T.R. v. Lamar County Board of Education: Qualified Immunity

Date Filed: 10/12/2021

T.R. v. Lamar County Board of Education

Challenging Qualified Immunity

Fourteen-year-old T.R. was nearing the end of her school day at Sulligent High School on August 28, 2017, when she was removed from agriculture class, taken to another part of campus, and forced—twice—by the school principal, Dr. Lisa Stamps, and the counselor, Kathy Dean, to strip naked, bend over, and lift her breasts in front of a window open to public corridors. T.R. was subjected to this search to dispel a generalized suspicion held by the principal and counselor that she might have drugs somewhere on her person, which she did not.  

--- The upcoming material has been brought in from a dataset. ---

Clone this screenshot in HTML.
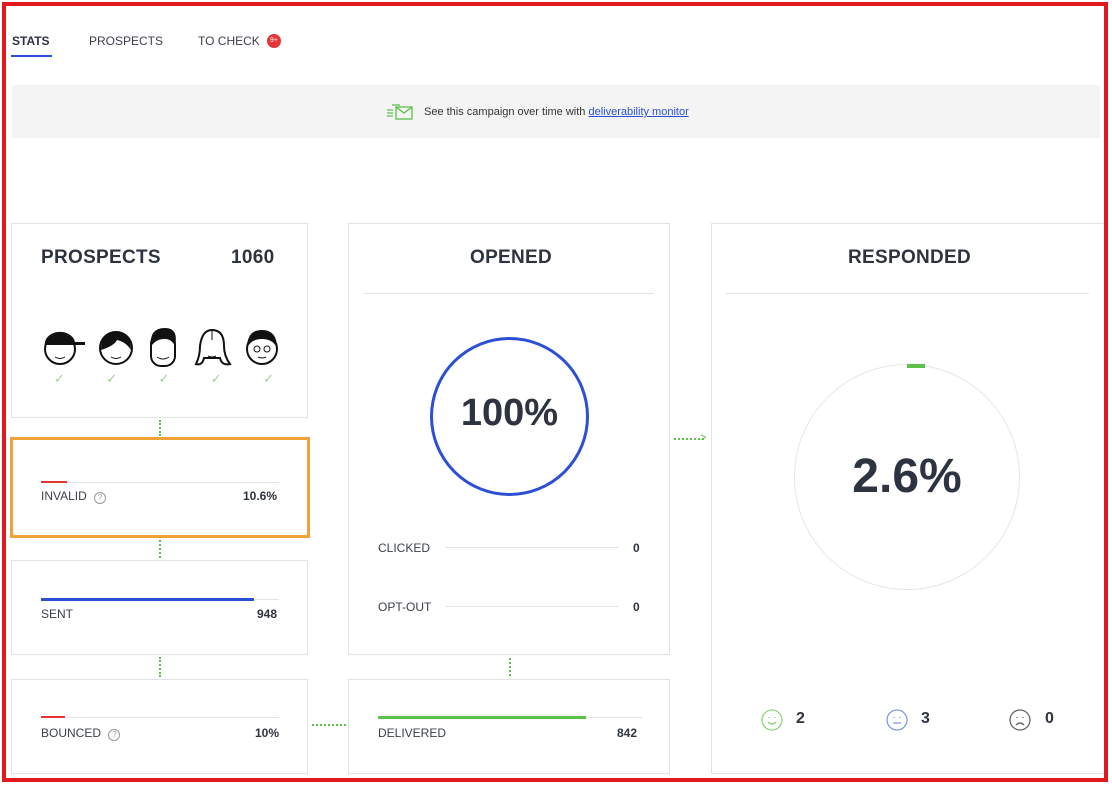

Represented by the Maxwell & Tillman Law Firm, T.R., acting by and through her mother, Porsha Brock, filed a complaint in the United States District Court for the Northern District of Alabama, alleging that Defendants’ conduct violated the Fourth Amendment and constituted an invasion of privacy and intentional infliction of emotional distress under Alabama law. The District Court granted summary judgment to the Defendants on all three claims. In its decision, the District Court determined that Defendants were entitled to qualified immunity on T.R.’s Fourth Amendment claim; Defendants were entitled to state-agent immunity on Plaintiff’s invasion of privacy claim; and Defendants’ conduct was not one of the three enumerated classes of cases in which Alabama has recognized the tort of intentional infliction of emotional distress.  

LDF partnered with Maxwell & Tillman to represent T.R. on appeal. We filed our opening brief on October 12, 2021, arguing that both strip searches of T.R. violated the Fourth Amendment and violated clearly established law, meaning the defendants should not be entitled to qualified immunity. We also argued that the defendants were acting outside their discretionary authority when they searched T.R. because they failed to obtain the requisite superintendent approval before doing so, meaning they cannot invoke the qualified-immunity defense. On the state-law claims, we argued that the defendants were not entitled to state-agent immunity again because they acted beyond the bounds of their authority, and that the court took an inappropriately narrow view of what constitutes intentional infliction of emotional distress under Alabama law when it granted summary judgment to defendants on that claim.  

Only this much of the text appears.